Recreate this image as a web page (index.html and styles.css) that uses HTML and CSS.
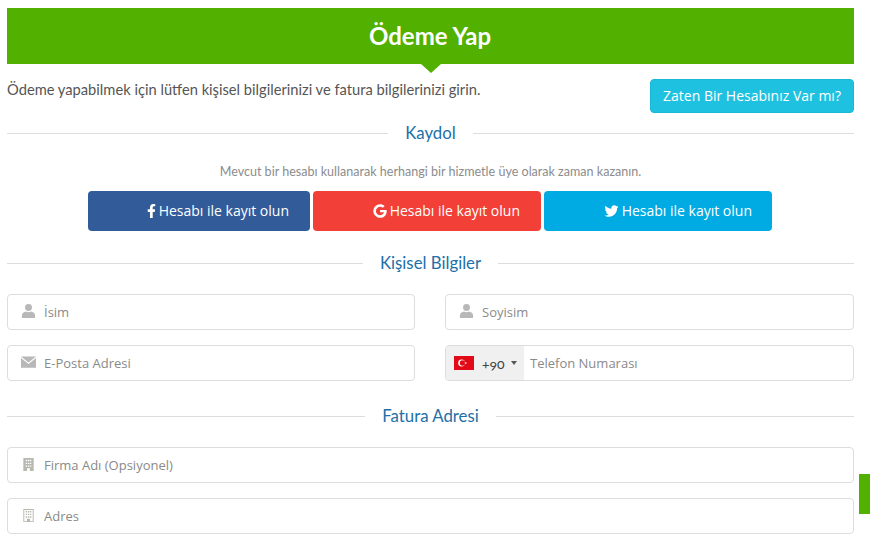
FILE: index.html
```html
<!DOCTYPE html>
<html lang="tr">
<head>
  <meta charset="UTF-8" />
  <meta name="viewport" content="width=device-width, initial-scale=1.0" />
  <title>Ödeme Yap</title>
  <link rel="stylesheet" href="styles.css">
</head>
<body>
  <div class="page">
    <header class="title-bar">
      <h1>Ödeme Yap</h1>
    </header>

    <div class="intro">
      <p>Ödeme yapabilmek için lütfen kişisel bilgilerinizi ve fatura bilgilerinizi girin.</p>
      <a href="#" class="btn-login">Zaten Bir Hesabınız Var mı?</a>
    </div>

    <h2 class="divider divider-first"><span>Kaydol</span></h2>
    <p class="note">Mevcut bir hesabı kullanarak herhangi bir hizmetle üye olarak zaman kazanın.</p>

    <div class="social">
      <a href="#" class="social-btn fb">
        <svg class="icon-f" viewBox="0 0 320 512"><path d="M279.14 288l14.22-92.66h-88.91v-60.13c0-25.35 12.42-50.06 52.24-50.06h40.42V6.26S260.43 0 225.36 0c-73.22 0-121.08 44.38-121.08 124.72v70.62H22.89V288h81.39v224h100.17V288z"/></svg>
        Hesabı ile kayıt olun
      </a>
      <a href="#" class="social-btn google">
        <svg class="icon-g" viewBox="0 0 488 512"><path d="M488 261.8C488 403.3 391.1 504 248 504 110.8 504 0 393.2 0 256S110.8 8 248 8c66.8 0 123 24.5 166.3 64.9l-67.5 64.9C258.5 52.6 94.3 116.6 94.3 256c0 86.5 69.1 156.6 153.7 156.6 98.2 0 135-70.4 140.8-106.9H248v-85.3h236.1c2.3 12.7 3.9 24.9 3.9 41.4z"/></svg>
        Hesabı ile kayıt olun
      </a>
      <a href="#" class="social-btn twitter">
        <svg class="icon-t" viewBox="0 0 512 512"><path d="M459.37 151.716c.325 4.548.325 9.097.325 13.645 0 138.72-105.583 298.558-298.558 298.558-59.452 0-114.68-17.219-161.137-47.106 8.447.974 16.568 1.299 25.34 1.299 49.055 0 94.213-16.568 130.274-44.832-46.132-.975-84.792-31.188-98.112-72.772 6.498.974 12.995 1.624 19.818 1.624 9.421 0 18.843-1.3 27.614-3.573-48.081-9.747-84.143-51.98-84.143-102.985v-1.299c13.969 7.797 30.214 12.67 47.431 13.319-28.264-18.843-46.781-51.005-46.781-87.391 0-19.492 5.197-37.36 14.294-52.954 51.655 63.675 129.3 105.258 216.365 109.807-1.624-7.797-2.599-15.918-2.599-24.04 0-57.828 46.782-104.934 104.934-104.934 30.213 0 57.502 12.67 76.67 33.137 23.715-4.548 46.456-13.32 66.599-25.34-7.798 24.366-24.366 44.833-46.132 57.827 21.117-2.273 41.584-8.122 60.426-16.243-14.292 20.791-32.161 39.308-52.628 54.253z"/></svg>
        Hesabı ile kayıt olun
      </a>
    </div>

    <h2 class="divider divider-personal"><span>Kişisel Bilgiler</span></h2>

    <div class="form-grid">
      <label class="field">
        <svg class="field-icon" viewBox="0 0 16 16"><circle cx="8" cy="3.8" r="3.7"/><path d="M1 15v-2.800c0-2.400 2.200-3.800 4.300-4.100 1.500.8 3.900.8 5.400 0 2.100.3 4.300 1.700 4.300 4.100V15z"/></svg>
        <input type="text" placeholder="İsim" />
      </label>
      <label class="field">
        <svg class="field-icon" viewBox="0 0 16 16"><circle cx="8" cy="3.8" r="3.7"/><path d="M1 15v-2.800c0-2.400 2.200-3.800 4.300-4.100 1.500.8 3.900.8 5.400 0 2.100.3 4.300 1.700 4.300 4.100V15z"/></svg>
        <input type="text" placeholder="Soyisim" />
      </label>
      <label class="field">
        <svg class="field-icon" viewBox="0 0 16 16"><path d="M0 1.500h16L8 8z"/><path d="M0 3.200V13.500h16V3.200L8 9.700z"/></svg>
        <input type="email" placeholder="E-Posta Adresi" />
      </label>
      <div class="field phone">
        <div class="dial">
          <svg class="flag" viewBox="0 0 20 14"><rect width="20" height="14" fill="#e30a17"/><circle cx="7.600" cy="7" r="3.400" fill="#fff"/><circle cx="8.500" cy="7" r="2.700" fill="#e30a17"/><path d="M10.200 7l2.600-.9-1.600 2.200V5.700l1.600 2.200z" fill="#fff"/></svg>
          <span class="dial-code">+90</span>
          <span class="caret"></span>
        </div>
        <input class="phone-input" type="tel" placeholder="Telefon Numarası" />
      </div>
    </div>

    <h2 class="divider divider-address"><span>Fatura Adresi</span></h2>

    <div class="form-stack">
      <label class="field">
        <svg class="field-icon building" viewBox="0 0 16 16"><path fill-rule="evenodd" d="M2.500 1h11v14H9.500v-3h-3v3h-4zM5 3v1.500h1.500V3zm2.300 0v1.500h1.500V3zm2.200 0v1.500H11V3zM5 6v1.500h1.500V6zm2.300 0v1.500h1.500V6zm2.200 0v1.500H11V6zM5 9v1.500h1.500V9zm2.300 0v1.500h1.500V9zm2.200 0v1.500H11V9z"/></svg>
        <input type="text" placeholder="Firma Adı (Opsiyonel)" />
      </label>
      <label class="field">
        <svg class="field-icon building" viewBox="0 0 16 16"><path fill-rule="evenodd" d="M2.500 1h11v14h-11zm1 1v12h2.800v-2.500h3.400V14h2.800V2zM5 3.200h1.500v1.500H5zm2.300 0h1.500v1.500H7.300zm2.200 0H11v1.500H9.500zM5 6h1.500v1.500H5zm2.300 0h1.500v1.500H7.300zm2.200 0H11v1.500H9.500zM5 8.800h1.500v1.500H5zm2.300 0h1.500v1.500H7.300zm2.200 0H11v1.500H9.500z"/></svg>
        <input type="text" placeholder="Adres" />
      </label>
    </div>
  </div>

  <div class="side-tab"></div>
</body>
</html>
```

FILE: styles.css
```css
* {
  margin: 0;
  padding: 0;
  box-sizing: border-box;
}

body {
  font-family: 'Lato', sans-serif;
  background-color: #fff;
  color: #555;
  overflow: hidden;
}

.page {
  padding: 8px 16px 0 7px;
}

.title-bar {
  position: relative;
  height: 56px;
  background: #52b000;
  display: flex;
  align-items: center;
  justify-content: center;
  padding: 0 1px 2px 0;
}

.title-bar::after {
  content: "";
  position: absolute;
  left: 50%;
  bottom: -9px;
  margin-left: -10px;
  border-left: 10px solid transparent;
  border-right: 10px solid transparent;
  border-top: 9px solid #52b000;
}

.title-bar h1 {
  color: #fff;
  font-size: 24px;
  font-weight: 700;
}

.intro {
  display: flex;
  justify-content: space-between;
  align-items: flex-start;
  margin-top: 15px;
}

.intro p {
  font-size: 14.7px;
  line-height: 20px;
  color: #555;
}

.btn-login {
  width: 204px;
  height: 34px;
  line-height: 32px;
  text-align: center;
  font-family: 'Open Sans', sans-serif;
  font-size: 14px;
  color: #fff;
  text-decoration: none;
  background: #1fc1e0;
  border: 1px solid #1ab8d6;
  border-radius: 4px;
}

.divider {
  display: flex;
  align-items: center;
  gap: 17px;
  height: 20px;
  font-size: 16.8px;
  font-weight: 400;
  color: #2270a8;
}

.divider span {
  margin-top: -2px;
}

.divider::before,
.divider::after {
  content: "";
  flex: 1;
  height: 1px;
  background: #ddd;
}

.divider-first {
  margin-top: 10px;
}

.divider-personal {
  margin-top: 22px;
}

.divider-address {
  margin-top: 25px;
}

.note {
  margin-top: 21px;
  text-align: center;
  font-size: 12.55px;
  line-height: 16px;
  color: #8c8c8c;
}

.social {
  display: flex;
  justify-content: center;
  gap: 3px;
  margin-top: 11px;
  padding-right: 1px;
}

.social-btn {
  width: 228px;
  height: 40px;
  display: flex;
  align-items: center;
  justify-content: flex-end;
  gap: 3px;
  padding: 0 21px 1px 0;
  font-family: 'Open Sans', sans-serif;
  font-size: 14px;
  color: #fff;
  text-decoration: none;
  border-radius: 4px;
}

.social-btn svg {
  fill: #fff;
}

.fb {
  width: 222px;
  background: #325b99;
}

.google {
  background: #f23f37;
}

.twitter {
  background: #00abe3;
  padding-right: 20px;
}

.icon-f {
  width: 9px;
  height: 14px;
}

.icon-g {
  width: 14px;
  height: 14px;
}

.icon-t {
  width: 15px;
  height: 14px;
}

.form-grid {
  display: grid;
  grid-template-columns: 408px 409px;
  column-gap: 30px;
  row-gap: 15px;
  margin-top: 21px;
}

.form-stack {
  display: flex;
  flex-direction: column;
  gap: 15px;
  margin-top: 21px;
}

.field {
  height: 36px;
  display: flex;
  align-items: center;
  padding-left: 13px;
  gap: 8px;
  background: #fff;
  border: 1px solid #ddd;
  border-radius: 4px;
  overflow: hidden;
}

.field-icon {
  width: 15px;
  height: 15px;
  flex: none;
  fill: #b8b8b8;
  margin-top: -2px;
}

.building {
  fill: #b8b8b0;
}

.field input {
  flex: 1;
  min-width: 0;
  border: none;
  outline: none;
  background: transparent;
  font-family: 'Open Sans', sans-serif;
  font-size: 13px;
  color: #555;
}

.field input::placeholder {
  color: #8a8a8a;
  opacity: 1;
}

.phone {
  padding-left: 0;
  gap: 6px;
}

.dial {
  width: 78px;
  height: 100%;
  display: flex;
  align-items: center;
  padding-left: 8px;
  background: #f0f0f0;
}

.flag {
  width: 20px;
  height: 14px;
}

.dial-code {
  margin-left: 8px;
  font-size: 14px;
  font-variant-numeric: oldstyle-nums;
  color: #444;
}

.caret {
  margin-left: 6px;
  border-left: 3px solid transparent;
  border-right: 3px solid transparent;
  border-top: 4px solid #555;
}

.side-tab {
  position: fixed;
  top: 474px;
  right: 0;
  width: 11px;
  height: 40px;
  background: #52b000;
}
```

● ● ●

[Exercise aim]: Copy out every line of the data that includes the word "styles".

[Written solution]:
Recreate this image as a web page (index.html and styles.css) that uses HTML and CSS.
  <link rel="stylesheet" href="styles.css">
FILE: styles.css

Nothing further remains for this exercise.